Very little I tell them would have as much impact as our discussions of their problems. I would love to use our "investment" here as an easy sales tool.
I'd quite like to be able to quote people via " > quote txt" please don't make it a clever "quote this post" button though, as then we'll just have everyone quoting entire posts.
flag/save a post? isn't that what bookmarks are for?
I would like to be able to hilight "friends" -- I made a greasemonkey script that people are welcome to use if they desire - http://is.gd/gXyh
I would like to be able to put avatars on the comments, probably through gravatar, which would also have the advantage of being able to recognise users through github
I mentioned it in another comment but to be able to access a users site without having to go through the profile would be nicer, in fact the ability to view the whole profile without opening a new tab / following a link
Some sort of geography bias setting. I know a lot of people here come from around the world, for example, I am in Hong Kong so anything remotely related to this region or startups in China I would like it to be more prominent for me.
This is probably only useful for posts that can be tied to a location and not general hacking posts.
I'd like the color of usernames to change depending on how many times I've up/down voted their comments & submissions. This way people I've liked a lot in the past will pop out at me as I scan through pages on the site.
A lot of good suggestions on this page; thanks for soliciting our input.
When submitting a new story, automatically add it to the "threads" tab.
I usually just click on threads to see if there was anything new since I last logged in, and this way everything will be in one place. Instead of having to search for the thing in the username > submissions
- the ability to ignore certain hostnames
- option to follow submissions + comments of certain people on one page ala friendfeed
- gmail label type customization to follow certain people
Though it might be too computationally intensive, I would like to be change the ranking algorithm by adding a factor to increase or decrease the weight of votes from particular users.
Customize the number of "reply comments" visible below each main comment. Or maybe, a widget to show or hide a comment tree (with the option to be hidden by default).
An API would be great for HN since it would allow the community to do all of the sorts of things that it's interested in around rather than on HN. It'd be the ultimate meta-customization. :-)
Here's how I would break it down:
- List of [top / newest] topics
- Number of points
- Time submitted
- Sumitter
- Upvote / downvote calls
- List of comments
- Submitter
- Text
- Points
- Upvote / downvote calls
- User
- Description
- Comments
- Points
And then let the mashups flourish. It would seem fitting for HN. I'd be interested enough that I'd do a patch for such if there were a reasonable chance of it being integrated. I personally would really dig being able to see who upvoted what since that would let me do the magic that's my specialty and be able to organize top stories personally based on my a users upvoting patterns, but I suspect that might be undesirable for reason of keeping things anonymous.
You should hook in a disqus API (if it exists) or roll your own email notifications of a replies to comments.
You'll find people are more cordial when they are responding to a comment via email.

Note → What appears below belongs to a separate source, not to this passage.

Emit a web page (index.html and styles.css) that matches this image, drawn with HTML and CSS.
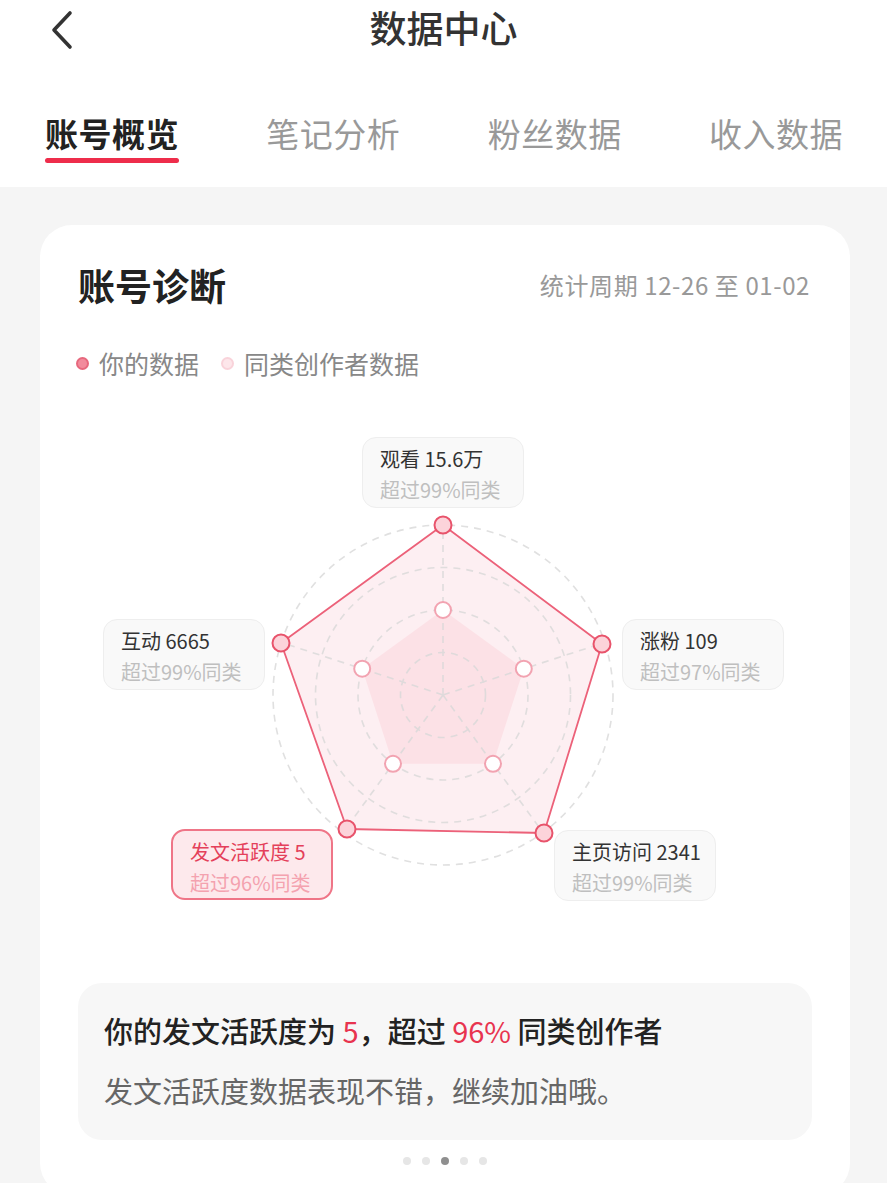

It makes people think to be more professional.
That's a feed, but per instance, per user. More powerful, imho.
Backtype already gets of feed of my news.YC comments. I see them in friendfeed, but not the replies. You should talk to Paul Buchheit about SUP too
http://code.google.com/p/simpleupdateprotocol/
heh could have been worded in a nicer way, but I do agree
not automatic downmodding, but it would be nice to be able to have an indicator if a person has a website, and a way to go to it without going though the profile.